* [EXERCISE]: Write out the material again exactly, please, and omit the pictures.

=====

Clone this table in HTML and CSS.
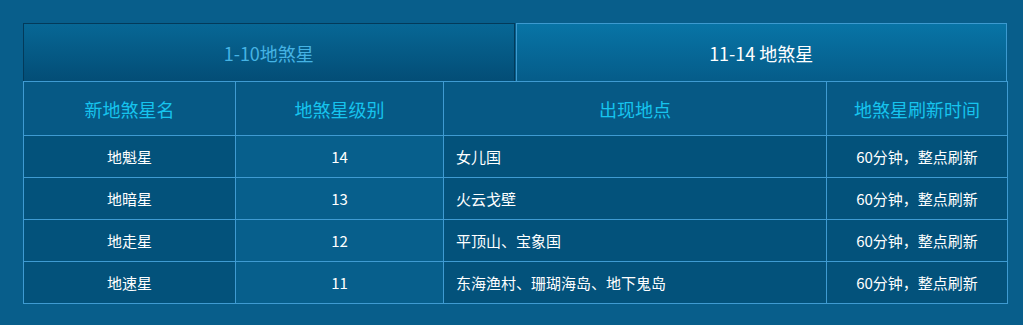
FILE: index.html
```html
<!DOCTYPE html>
<html lang="zh-CN">
<head>
<meta charset="utf-8">
<title>地煞星</title>
<link rel="stylesheet" href="styles.css">
</head>
<body>
<div class="panel">
  <div class="tabs">
    <div class="tab">1-10地煞星</div>
    <div class="tab active">11-14 地煞星</div>
  </div>
  <table class="stars">
    <colgroup>
      <col class="c-name">
      <col class="c-level">
      <col class="c-place">
      <col class="c-time">
    </colgroup>
    <thead>
      <tr>
        <th>新地煞星名</th>
        <th>地煞星级别</th>
        <th>出现地点</th>
        <th>地煞星刷新时间</th>
      </tr>
    </thead>
    <tbody>
      <tr><td class="name">地魁星</td><td class="level">14</td><td class="place">女儿国</td><td class="time">60分钟，整点刷新</td></tr>
      <tr><td class="name">地暗星</td><td class="level">13</td><td class="place">火云戈壁</td><td class="time">60分钟，整点刷新</td></tr>
      <tr><td class="name">地走星</td><td class="level">12</td><td class="place">平顶山、宝象国</td><td class="time">60分钟，整点刷新</td></tr>
      <tr><td class="name">地速星</td><td class="level">11</td><td class="place">东海渔村、珊瑚海岛、地下鬼岛</td><td class="time">60分钟，整点刷新</td></tr>
    </tbody>
  </table>
</div>
</body>
</html>
```

FILE: styles.css
```css
html, body {
  margin: 0;
  padding: 0;
  background: #085e8b;
  font-family: "Noto Sans CJK SC", "Microsoft YaHei", sans-serif;
}

.panel {
  padding: 23px 0 0 23px;
  width: 985px;
}

.tabs {
  display: flex;
  width: 984px;
}

.tab {
  flex: 1;
  box-sizing: border-box;
  height: 58px;
  display: flex;
  align-items: center;
  justify-content: center;
  font-size: 18px;
  color: #45b3e4;
  background: linear-gradient(#076795, #034d76);
  border: 1px solid #033a5a;
  border-bottom: none;
}

.tab.active {
  margin-left: 1px;
  color: #ffffff;
  background: linear-gradient(#0874a6, #055c89);
  border-color: #3c9ad0;
}

.stars {
  border-collapse: collapse;
  width: 985px;
  table-layout: fixed;
  border: 1px solid #3f9bd2;
}

.c-name { width: 212px; }
.c-level { width: 208px; }
.c-place { width: 383px; }
.c-time { width: 181px; }

.stars th,
.stars td {
  border: 1px solid #3f9bd2;
  padding: 0;
}

.stars th {
  height: 53px;
  font-size: 18px;
  font-weight: normal;
  color: #16c4ee;
  background: #065985;
  text-align: center;
}

.stars td {
  height: 41px;
  font-size: 15px;
  color: #ffffff;
  background: #03527b;
  text-align: center;
}

.stars td.level {
  background: #075f8c;
}

.stars td.place {
  text-align: left;
  padding-left: 12px;
}
```
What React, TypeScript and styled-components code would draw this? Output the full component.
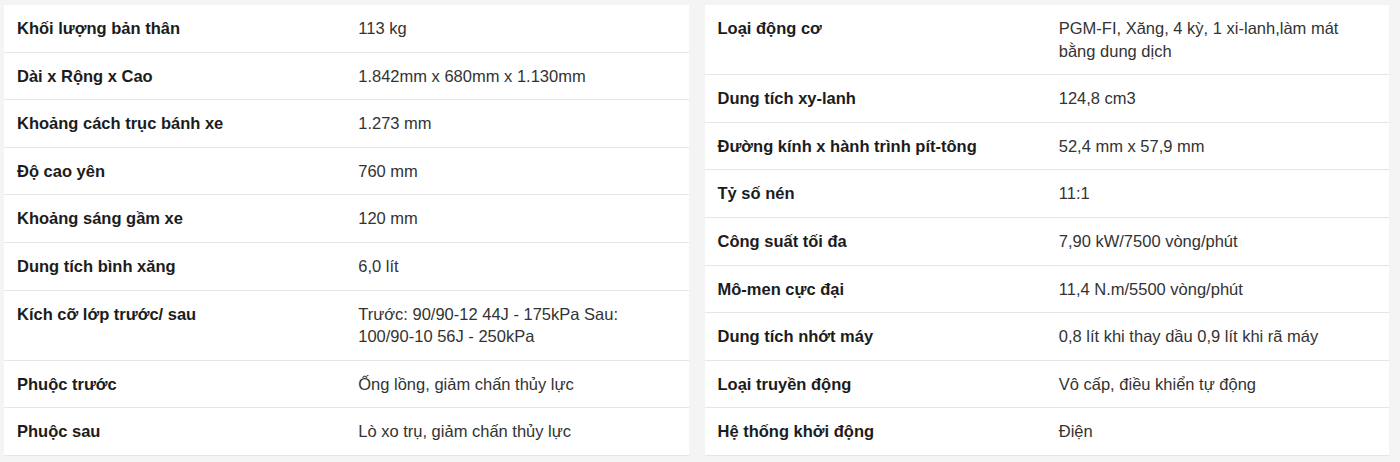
import styled, { createGlobalStyle } from 'styled-components';

interface Spec {
  label: string;
  value: string;
}

const leftSpecs: Spec[] = [
  { label: 'Khối lượng bản thân', value: '113 kg' },
  { label: 'Dài x Rộng x Cao', value: '1.842mm x 680mm x 1.130mm' },
  { label: 'Khoảng cách trục bánh xe', value: '1.273 mm' },
  { label: 'Độ cao yên', value: '760 mm' },
  { label: 'Khoảng sáng gầm xe', value: '120 mm' },
  { label: 'Dung tích bình xăng', value: '6,0 lít' },
  { label: 'Kích cỡ lớp trước/ sau', value: 'Trước: 90/90-12 44J - 175kPa Sau: 100/90-10 56J - 250kPa' },
  { label: 'Phuộc trước', value: 'Ống lồng, giảm chấn thủy lực' },
  { label: 'Phuộc sau', value: 'Lò xo trụ, giảm chấn thủy lực' },
];

const rightSpecs: Spec[] = [
  { label: 'Loại động cơ', value: 'PGM-FI, Xăng, 4 kỳ, 1 xi-lanh,làm mát bằng dung dịch' },
  { label: 'Dung tích xy-lanh', value: '124,8 cm3' },
  { label: 'Đường kính x hành trình pít-tông', value: '52,4 mm x 57,9 mm' },
  { label: 'Tỷ số nén', value: '11:1' },
  { label: 'Công suất tối đa', value: '7,90 kW/7500 vòng/phút' },
  { label: 'Mô-men cực đại', value: '11,4 N.m/5500 vòng/phút' },
  { label: 'Dung tích nhớt máy', value: '0,8 lít khi thay dầu 0,9 lít khi rã máy' },
  { label: 'Loại truyền động', value: 'Vô cấp, điều khiển tự động' },
  { label: 'Hệ thống khởi động', value: 'Điện' },
];

const GlobalStyle = createGlobalStyle`
  html, body {
    margin: 0;
    padding: 0;
    background: #f4f4f4;
  }
  body {
    font-family: "Liberation Sans", Arial, sans-serif;
  }
`;

export default function App() {
  return (
    <>
      <GlobalStyle />
      <Page>
        {[leftSpecs, rightSpecs].map((specs, i) => (
          <SpecTable key={i}>
            {specs.map((spec) => (
              <SpecRow key={spec.label}>
                <Label>{spec.label}</Label>
                <Value>{spec.value}</Value>
              </SpecRow>
            ))}
          </SpecTable>
        ))}
      </Page>
    </>
  );
}

const Page = styled.div`
  display: grid;
  grid-template-columns: 1fr 1fr;
  column-gap: 16px;
  align-items: start;
  padding: 5px 11px 6px 4px;
  background: #f4f4f4;
`;

const SpecTable = styled.div`
  background: #ffffff;
`;

const SpecRow = styled.div`
  display: grid;
  grid-template-columns: 1fr 1fr;
  padding: 12px 0;
  border-bottom: 1px solid #e6e6e6;
  font-size: 16.5px;
  line-height: 22.6px;
`;

const Label = styled.div`
  padding: 0 13px;
  font-weight: 700;
  color: #1c1c1c;
`;

const Value = styled.div`
  padding: 0 22px 0 12px;
  color: #333333;
`;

=====

* [FULL RESPONSE]:
Clone this table in HTML and CSS.
FILE: index.html
```html
<!DOCTYPE html>
<html lang="zh-CN">
<head>
<meta charset="utf-8">
<title>地煞星</title>
<link rel="stylesheet" href="styles.css">
</head>
<body>
<div class="panel">
  <div class="tabs">
    <div class="tab">1-10地煞星</div>
    <div class="tab active">11-14 地煞星</div>
  </div>
  <table class="stars">
    <colgroup>
      <col class="c-name">
      <col class="c-level">
      <col class="c-place">
      <col class="c-time">
    </colgroup>
    <thead>
      <tr>
        <th>新地煞星名</th>
        <th>地煞星级别</th>
        <th>出现地点</th>
        <th>地煞星刷新时间</th>
      </tr>
    </thead>
    <tbody>
      <tr><td class="name">地魁星</td><td class="level">14</td><td class="place">女儿国</td><td class="time">60分钟，整点刷新</td></tr>
      <tr><td class="name">地暗星</td><td class="level">13</td><td class="place">火云戈壁</td><td class="time">60分钟，整点刷新</td></tr>
      <tr><td class="name">地走星</td><td class="level">12</td><td class="place">平顶山、宝象国</td><td class="time">60分钟，整点刷新</td></tr>
      <tr><td class="name">地速星</td><td class="level">11</td><td class="place">东海渔村、珊瑚海岛、地下鬼岛</td><td class="time">60分钟，整点刷新</td></tr>
    </tbody>
  </table>
</div>
</body>
</html>
```

FILE: styles.css
```css
html, body {
  margin: 0;
  padding: 0;
  background: #085e8b;
  font-family: "Noto Sans CJK SC", "Microsoft YaHei", sans-serif;
}

.panel {
  padding: 23px 0 0 23px;
  width: 985px;
}

.tabs {
  display: flex;
  width: 984px;
}

.tab {
  flex: 1;
  box-sizing: border-box;
  height: 58px;
  display: flex;
  align-items: center;
  justify-content: center;
  font-size: 18px;
  color: #45b3e4;
  background: linear-gradient(#076795, #034d76);
  border: 1px solid #033a5a;
  border-bottom: none;
}

.tab.active {
  margin-left: 1px;
  color: #ffffff;
  background: linear-gradient(#0874a6, #055c89);
  border-color: #3c9ad0;
}

.stars {
  border-collapse: collapse;
  width: 985px;
  table-layout: fixed;
  border: 1px solid #3f9bd2;
}

.c-name { width: 212px; }
.c-level { width: 208px; }
.c-place { width: 383px; }
.c-time { width: 181px; }

.stars th,
.stars td {
  border: 1px solid #3f9bd2;
  padding: 0;
}

.stars th {
  height: 53px;
  font-size: 18px;
  font-weight: normal;
  color: #16c4ee;
  background: #065985;
  text-align: center;
}

.stars td {
  height: 41px;
  font-size: 15px;
  color: #ffffff;
  background: #03527b;
  text-align: center;
}

.stars td.level {
  background: #075f8c;
}

.stars td.place {
  text-align: left;
  padding-left: 12px;
}
```
What React, TypeScript and styled-components code would draw this? Output the full component.
import styled, { createGlobalStyle } from 'styled-components';

interface Spec {
  label: string;
  value: string;
}

const leftSpecs: Spec[] = [
  { label: 'Khối lượng bản thân', value: '113 kg' },
  { label: 'Dài x Rộng x Cao', value: '1.842mm x 680mm x 1.130mm' },
  { label: 'Khoảng cách trục bánh xe', value: '1.273 mm' },
  { label: 'Độ cao yên', value: '760 mm' },
  { label: 'Khoảng sáng gầm xe', value: '120 mm' },
  { label: 'Dung tích bình xăng', value: '6,0 lít' },
  { label: 'Kích cỡ lớp trước/ sau', value: 'Trước: 90/90-12 44J - 175kPa Sau: 100/90-10 56J - 250kPa' },
  { label: 'Phuộc trước', value: 'Ống lồng, giảm chấn thủy lực' },
  { label: 'Phuộc sau', value: 'Lò xo trụ, giảm chấn thủy lực' },
];

const rightSpecs: Spec[] = [
  { label: 'Loại động cơ', value: 'PGM-FI, Xăng, 4 kỳ, 1 xi-lanh,làm mát bằng dung dịch' },
  { label: 'Dung tích xy-lanh', value: '124,8 cm3' },
  { label: 'Đường kính x hành trình pít-tông', value: '52,4 mm x 57,9 mm' },
  { label: 'Tỷ số nén', value: '11:1' },
  { label: 'Công suất tối đa', value: '7,90 kW/7500 vòng/phút' },
  { label: 'Mô-men cực đại', value: '11,4 N.m/5500 vòng/phút' },
  { label: 'Dung tích nhớt máy', value: '0,8 lít khi thay dầu 0,9 lít khi rã máy' },
  { label: 'Loại truyền động', value: 'Vô cấp, điều khiển tự động' },
  { label: 'Hệ thống khởi động', value: 'Điện' },
];

const GlobalStyle = createGlobalStyle`
  html, body {
    margin: 0;
    padding: 0;
    background: #f4f4f4;
  }
  body {
    font-family: "Liberation Sans", Arial, sans-serif;
  }
`;

export default function App() {
  return (
    <>
      <GlobalStyle />
      <Page>
        {[leftSpecs, rightSpecs].map((specs, i) => (
          <SpecTable key={i}>
            {specs.map((spec) => (
              <SpecRow key={spec.label}>
                <Label>{spec.label}</Label>
                <Value>{spec.value}</Value>
              </SpecRow>
            ))}
          </SpecTable>
        ))}
      </Page>
    </>
  );
}

const Page = styled.div`
  display: grid;
  grid-template-columns: 1fr 1fr;
  column-gap: 16px;
  align-items: start;
  padding: 5px 11px 6px 4px;
  background: #f4f4f4;
`;

const SpecTable = styled.div`
  background: #ffffff;
`;

const SpecRow = styled.div`
  display: grid;
  grid-template-columns: 1fr 1fr;
  padding: 12px 0;
  border-bottom: 1px solid #e6e6e6;
  font-size: 16.5px;
  line-height: 22.6px;
`;

const Label = styled.div`
  padding: 0 13px;
  font-weight: 700;
  color: #1c1c1c;
`;

const Value = styled.div`
  padding: 0 22px 0 12px;
  color: #333333;
`;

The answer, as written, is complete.